Question 1 – What Electrical Code Applies to Farm Buildings in the US?

The National Electrical Code (NEC) includes a dedicated section for agricultural buildings called Article 547. It covers requirements for moisture‑resistant wiring methods, corrosion‑resistant components, and special grounding and bonding rules for livestock areas. Local authorities may add their own amendments, so final designs must match the version of the code adopted in that state or county.

Question 2 – What Is the Minimum Electrical Service Size for a Farm Building?

For most farm buildings, the NEC calls for a minimum service of 60 amps. A 30‑amp service may be allowed for very small, single‑load structures such as a lone well pump.
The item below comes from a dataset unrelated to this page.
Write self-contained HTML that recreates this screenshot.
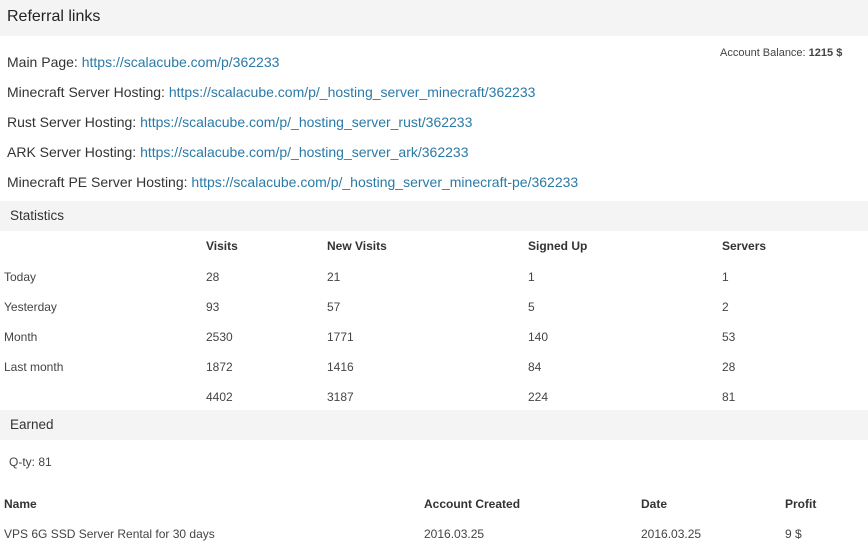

In practice, the real service size should always come from a full demand load calculation rather than just picking the minimum.

Question 3 – Why Can’t I Use Standard Residential Wiring (Romex) in a Barn or Livestock Facility?

Type NM cable, often called Romex, is made for dry residential spaces, not for barns. It does not stand up to moisture, corrosive gases, dust, and physical abuse found in agricultural buildings. It can break down quickly, which raises fire risk and creates clear code violations. Article 547 calls for moisture‑resistant cable such as type UF or individual conductors in Schedule 40 PVC conduit instead.

Question 4 – How Do I Prevent Stray Voltage from Affecting My Livestock?

Stray voltage happens when there are small voltage differences between metal surfaces animals can touch, such as floors and waterers. To control this:

• All metallic items within animal reach are bonded together and tied into the grounding system, creating an equipotential plane so no difference exists.

• Proper system and equipment grounding are the base requirement.

• A qualified master electrician should inspect and test the system if stray voltage is suspected.

Managing grounding and bonding correctly is one of the most effective ways to protect livestock health and behavior.